Ugo Bertone, Libero 26/6/2013, 26 giugno 2013
CI SALVERÀ UNA STAMPANTE
La new economy, si sa, è nata nei garages, presto abbandonata dai vari Bill Gates, Steve Jobs e Larry Page per approdare con i primi dollari in uffici più adatti ai computer che disegnano la realtà virtuale, fatta di bit ed elettronica. Oggi, però, si torna in officina. Tra gli applausi di Wall Street che ha fiutato il nuovo, grande affare: la Stratasys, società di stampa 3D professionale con basi in Minnesota e Israele ha appena acquisito, carta contro carta, Makerbot. La transazione, a prima vista, non ha nulla di eccezionale: «solo» 403 milioni di dollari. Ma ad attrarre l’attenzione sono le caratteristiche delle due società. Sia Stratasys che Makerbot operano in un settore che sembra frutto di un libro di fantascienza: la stampa in 3D o, per essere più tecnici, la «produzione additiva» (additive manifacturing) che rovescia il modo di produrre così come si è fatto finora, dalla preistoria ai giorni nostri. Spieghiamoci con un esempio: la produzione tradizionale, che sia una statua o un aereo, arte da un blocco di materiale (marmo o titanio poco importa) da cui si tolgono le parti che non servono per ricavare oggetti o pezzi di altri oggetti.
Nell’economia 3D, invece, si realizzano oggetti completi, funzionanti a tre dimensioni a partire solo da progetti digitali sviluppati da computer, software e macchinari a strati. Non c’è, insomma, lavoro manuale al di fuori di quello della stampante: una volta che lo schizzo è stato realizzato con un software Cad il sistema legge i dati dal file, e stende o aggiunge strati successivi di liquidi, polvere, lastre di materiale od altro in modo da produrre un oggetto in tre dimensioni, che sia un bicchiere, un’automobile o quel che volete secondo un metodo che ricorda quello di un buon pasticcere: tanti strati versati uno sopra l’altro come in una torta. Senza scarti di produzione, in ambienti ridotti, magari al centro di una città. Fantascienza? Mica tanto, visti i profitti solidi di Stratasys (valore di Borsa tre miliardi) che sforna macchine ad alta precisione per aziende e amministrazioni pubbliche . «Un piccolo colosso», commenta l’edizione italiana di Wired, la Bibbia della new economy, «da 1.100 impiegati e 500 brevetti che fornisce la metà di tutte le stampanti 3D del mondo». La «preda» Makerbot , invece, ha sfornato negli ultimi quattro anni 22 mila stampanti (metà negli ultimi 9 mesi) ma comincia a soffrire l’attacco di una concorrenza sempre più agguerrita.

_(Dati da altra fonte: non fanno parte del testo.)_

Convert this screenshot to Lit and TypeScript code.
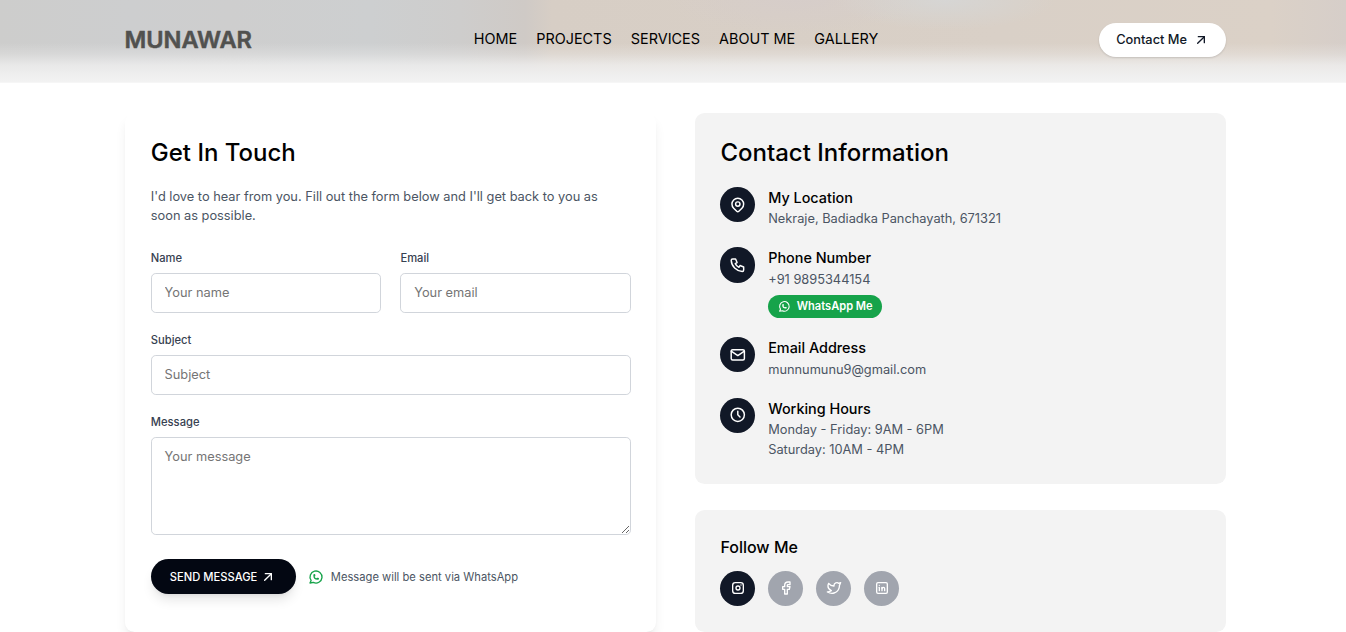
import { LitElement, html, svg, css } from "lit";
import { customElement } from "lit/decorators.js";

const icons: Record<string, unknown> = {
  arrow: svg`<path d="M17 7L7 17"/><path d="M8 7h9v9"/>`,
  pin: svg`<path d="M9 11a3 3 0 1 0 6 0a3 3 0 0 0-6 0"/><path d="M17.657 16.657l-4.243 4.243a2 2 0 0 1-2.827 0l-4.244-4.243a8 8 0 1 1 11.314 0z"/>`,
  phone: svg`<path d="M5 4h4l2 5l-2.5 1.5a11 11 0 0 0 5 5l1.5-2.5l5 2v4a2 2 0 0 1-2 2a16 16 0 0 1-15-15a2 2 0 0 1 2-2"/>`,
  mail: svg`<path d="M3 7a2 2 0 0 1 2-2h14a2 2 0 0 1 2 2v10a2 2 0 0 1-2 2H5a2 2 0 0 1-2-2z"/><path d="M3 7l9 6l9-6"/>`,
  clock: svg`<path d="M3 12a9 9 0 1 0 18 0a9 9 0 0 0-18 0"/><path d="M12 7v5l3 3"/>`,
  whatsapp: svg`<path d="M3 21l1.65-3.8a9 9 0 1 1 3.4 2.9L3 21"/><path d="M9 10a.5.5 0 0 0 1 0V9a.5.5 0 0 0-1 0v1a5 5 0 0 0 5 5h1a.5.5 0 0 0 0-1h-1a.5.5 0 0 0 0 1"/>`,
  instagram: svg`<path d="M4 8a4 4 0 0 1 4-4h8a4 4 0 0 1 4 4v8a4 4 0 0 1-4 4H8a4 4 0 0 1-4-4z"/><path d="M9 12a3 3 0 1 0 6 0a3 3 0 0 0-6 0"/><path d="M16.5 7.5v.01"/>`,
  facebook: svg`<path d="M7 10v4h3v7h4v-7h3l1-4h-4V8a1 1 0 0 1 1-1h3V3h-3a5 5 0 0 0-5 5v2H7"/>`,
  twitter: svg`<path d="M22 4.01c-1 .49-1.98.689-3 .99c-1.121-1.265-2.783-1.335-4.38-.737S11.977 6.323 12 8v1c-3.245.083-6.135-1.395-8-4c0 0-4.182 7.433 4 11c-1.872 1.247-3.739 2.088-6 2c3.308 1.803 6.913 2.423 10.034 1.517c3.58-1.04 6.522-3.723 7.651-7.742a13.84 13.84 0 0 0 .497-3.753c0-.249 1.51-2.772 1.818-4.013z"/>`,
  linkedin: svg`<path d="M4 6a2 2 0 0 1 2-2h12a2 2 0 0 1 2 2v12a2 2 0 0 1-2 2H6a2 2 0 0 1-2-2z"/><path d="M8 11v5"/><path d="M8 8v.01"/><path d="M12 16v-5"/><path d="M16 16v-3a2 2 0 0 0-4 0"/>`,
};

const icon = (name: string, cls = "i16") => html`
  <svg class="icon ${cls}" viewBox="0 0 24 24" fill="none" stroke="currentColor"
    stroke-width="2" stroke-linecap="round" stroke-linejoin="round" aria-hidden="true">${icons[name]}</svg>`;

@customElement("app-root")
export class AppRoot extends LitElement {
  static styles = css`
    :host {
      display: block;
      height: 632px;
      overflow: hidden;
      background: #fff;
      color: #000;
      font-family: Inter, sans-serif;
    }
    *, *::before, *::after { box-sizing: border-box; }
    h2, h3, p { margin: 0; font-weight: 500; }
    .icon { display: block; flex: none; }
    .i14 { width: 12.8px; height: 12.8px; }
    .i16 { width: 16px; height: 16px; }
    .i18 { width: 17.6px; height: 17.6px; }

    header {
      height: 83px;
      padding: 0 120px 0 125px;
      display: grid;
      grid-template-columns: 1fr auto 1fr;
      align-items: center;
      background:
        linear-gradient(to bottom, rgba(240,240,240,0) 43px, rgba(240,240,240,.3) 54px, rgba(240,240,240,.78) 65px, #f0f0f0 77px, #f2f2f2 82px, #fafafa 83px),
        radial-gradient(ellipse 110px 30px at 945px 0, rgba(214,214,213,.95), rgba(214,214,213,0)),
        radial-gradient(ellipse 130px 34px at 795px 0, rgba(214,205,202,.9), rgba(214,205,202,0)),
        linear-gradient(to right, #cdcdcc 0, #cdcecf 130px, #cecece 230px, #cdcfd0 370px, #cecdcc 460px, #cfcac6 525px, #d7cec5 552px, #d9d0c7 1000px, #dbd1c7 1270px, #d6cec9 1346px);
    }
    .logo { width: 130px; height: 30px; display: block; margin-top: -4px; overflow: visible; }
    .logo text {
      font: 600 22.6px Inter, sans-serif;
      fill: #51514f;
      stroke: #51514f;
      stroke-width: .5;
      stroke-linejoin: round;
    }
    nav { display: flex; gap: 19.2px; font-size: 14.4px; line-height: 20px; margin: -5px 0 0 1px; }
    .contact {
      justify-self: end;
      display: flex;
      align-items: center;
      gap: 6px;
      height: 34px;
      margin-top: -3px;
      padding: 0 17px 1px;
      border-radius: 17px;
      background: #fff;
      color: #111827;
      font-size: 12.8px;
      font-weight: 500;
      box-shadow: 0 1px 2px rgba(0,0,0,.14);
    }

    main {
      padding: 30px 120px 0 125px;
      display: grid;
      grid-template-columns: 1fr 1fr;
      column-gap: 39px;
      align-items: start;
    }
    .form {
      height: 519px;
      padding: 25.6px 25.2px 25.6px 25.8px;
      border-radius: 9.6px;
      background: #fff;
      box-shadow: 0 8px 12px -1px rgba(0,0,0,.07), 0 3px 5px -3px rgba(0,0,0,.07);
    }
    h2 { font-size: 24px; line-height: 28.8px; }
    .intro { margin-top: 19.6px; font-size: 12.8px; line-height: 19.2px; font-weight: 400; color: #4b5563; }
    .fields { display: grid; grid-template-columns: 1fr 1fr; column-gap: 19.2px; row-gap: 19.2px; margin-top: 25px; }
    .wide { grid-column: 1 / -1; }
    label { display: block; margin-bottom: 6.6px; font-size: 11.2px; line-height: 16px; font-weight: 500; color: #374151; }
    input, textarea {
      display: block;
      width: 100%;
      margin: 0;
      padding: 9.6px 12.8px;
      border: 1px solid #d1d5db;
      border-radius: 4.8px;
      background: #fff;
      font: 400 12.8px/19.2px Inter, sans-serif;
      outline: none;
    }
    input { height: 40px; }
    textarea { height: 98px; resize: vertical; }
    ::placeholder { color: #757575; opacity: 1; }
    .send-row { display: flex; align-items: center; gap: 12px; margin-top: 24.2px; }
    .send {
      display: flex;
      align-items: center;
      gap: 3px;
      width: 145px;
      height: 35px;
      padding: 1px 0 0 19px;
      border-radius: 18px;
      background: #030712;
      color: #fff;
      font-size: 11.2px;
      font-weight: 500;
      box-shadow: 0 8px 12px -2px rgba(0,0,0,.1), 0 3px 5px -3px rgba(0,0,0,.1);
    }
    .via { display: flex; align-items: center; gap: 7px; padding-top: 1px; font-size: 11.2px; color: #4b5563; }
    .via .icon { color: #16a34a; }

    .side { display: grid; row-gap: 26px; }
    .panel { border-radius: 9.6px; background: #f3f3f3; padding: 25.6px 25px; }
    .info { height: 371px; }
    .social { height: 122px; }
    .list { display: grid; row-gap: 18.6px; margin-top: 19.4px; }
    .item { display: flex; align-items: flex-start; gap: 13px; }
    .disc {
      display: grid;
      place-items: center;
      width: 35.2px;
      height: 35.2px;
      border-radius: 50%;
      background: #111827;
      color: #fff;
    }
    .muted { background: #a1a5ae; }
    h3 { font-size: 14.4px; line-height: 22px; }
    .line { font-size: 12.8px; line-height: 20px; font-weight: 400; color: #4b5563; }
    .link { padding-top: .8px; margin-bottom: -.8px; }
    .wa {
      display: flex;
      align-items: center;
      gap: 6.2px;
      width: 114px;
      height: 23px;
      margin-top: 6.1px;
      padding: 0 0 1px 9.6px;
      border-radius: 12px;
      background: #16a34a;
      color: #fff;
      font-size: 11.1px;
      font-weight: 600;
    }
    .info h2 { padding-left: .4px; }
    .follow { font-size: 16px; line-height: 24px; margin-top: -1px; padding-left: .4px; }
    .row { display: flex; gap: 12.8px; margin-top: 12.2px; }
  `;

  render() {
    const item = (name: string, title: string, lines: string[], link = false, extra: unknown = null) => html`
      <div class="item">
        <span class="disc">${icon(name, "i18")}</span>
        <div>
          <h3>${title}</h3>
          ${lines.map((l) => html`<p class="line ${link ? "link" : ""}">${l}</p>`)}
          ${extra}
        </div>
      </div>`;
    return html`
      <header>
        <svg class="logo" viewBox="0 0 130 30" role="img" aria-label="MUNAWAR">
          <text x="-0.6" y="23" textLength="127.6" lengthAdjust="spacingAndGlyphs">MUNAWAR</text>
        </svg>
        <nav>${["HOME", "PROJECTS", "SERVICES", "ABOUT ME", "GALLERY"].map((t) => html`<span>${t}</span>`)}</nav>
        <span class="contact">Contact Me ${icon("arrow")}</span>
      </header>
      <main>
        <section class="form">
          <h2>Get In Touch</h2>
          <p class="intro">I'd love to hear from you. Fill out the form below and I'll get back to you as soon as possible.</p>
          <div class="fields">
            <div><label>Name</label><input placeholder="Your name" /></div>
            <div><label>Email</label><input placeholder="Your email" /></div>
            <div class="wide"><label>Subject</label><input placeholder="Subject" /></div>
            <div class="wide"><label>Message</label><textarea placeholder="Your message"></textarea></div>
          </div>
          <div class="send-row">
            <span class="send">SEND MESSAGE ${icon("arrow")}</span>
            <span class="via">${icon("whatsapp")} Message will be sent via WhatsApp</span>
          </div>
        </section>
        <div class="side">
          <section class="panel info">
            <h2>Contact Information</h2>
            <div class="list">
              ${item("pin", "My Location", ["Nekraje, Badiadka Panchayath, 671321"])}
              ${item("phone", "Phone Number", ["+91 9895344154"], true, html`<span class="wa">${icon("whatsapp", "i14")} WhatsApp Me</span>`)}
              ${item("mail", "Email Address", ["munnumunu9@gmail.com"], true)}
              ${item("clock", "Working Hours", ["Monday - Friday: 9AM - 6PM", "Saturday: 10AM - 4PM"])}
            </div>
          </section>
          <section class="panel social">
            <h3 class="follow">Follow Me</h3>
            <div class="row">
              <span class="disc">${icon("instagram")}</span>
              <span class="disc muted">${icon("facebook")}</span>
              <span class="disc muted">${icon("twitter")}</span>
              <span class="disc muted">${icon("linkedin")}</span>
            </div>
          </section>
        </div>
      </main>`;
  }
}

Già, non si tratta di un caso isolato. Nei giorni scorsi c’è stata un’altra operazione finanziaria nel settore: la 3D Systems, altro colosso del manufacturing, ha comprato l’80% della Phenix System, un’azienda francese specializzata nelle «miscele» di metalli. Gli americani, spiega The Economist, sono i più bravi a creare le miscele di materie plastiche che, versate sullo schizzo, si trasformano in oggetti. Gli europei, leader la tedesca Eos, sono i più bravi nei metalli. E non manca il contributo italiano. Quello di Massimo Banzi, ad esempio, il creatore di Arduino, un microcontrollore (costo 25 euro, ma riproducibile a casa perché lo schema è libero) che può far muovere un robot, attivare comandi vocali, pilotare un drone o suonare un’arpa con corde laser. Insomma, non è una bizzarria da scienziati più o meno pazzi, ma una rivoluzione nel modo di produrre che promette di cambiare la nostra vita. «In origine», spiega Chris Anderson, il fondatore di Wired, «ci fu la rivoluzione elettronica. Oggi gli stessi princìpi sono alla base di stampanti tridimensionali, laser da taglio, droni». «Tutto questo», spiega via email Anderson, che oggi in California si dedica a 3D Robotics, azienda che produce droni, «sta cambiando la manifattura, il motore dell’economia. Sta cambiando l’idea di fabbrica. Gli ultimi 20 anni raccontano la storia di una straordinaria esplosione di innovazione: è ora di applicarla al mondo reale». Anderson, autore di Makers, non ha dubbi che l’Italia possa essere tra i vincitori di questo ritorno al futuro: «L’Italia è l’unico Paese che può anteporre il termine design al suo nome. Il design italiano è riconosciuto da tutti, non esiste un design russo. È qualcosa che deriva da una lunga tradizione, che la tecnologia da sola non sostituisce». Insomma, diamoci da fare invece che piangere sul declino.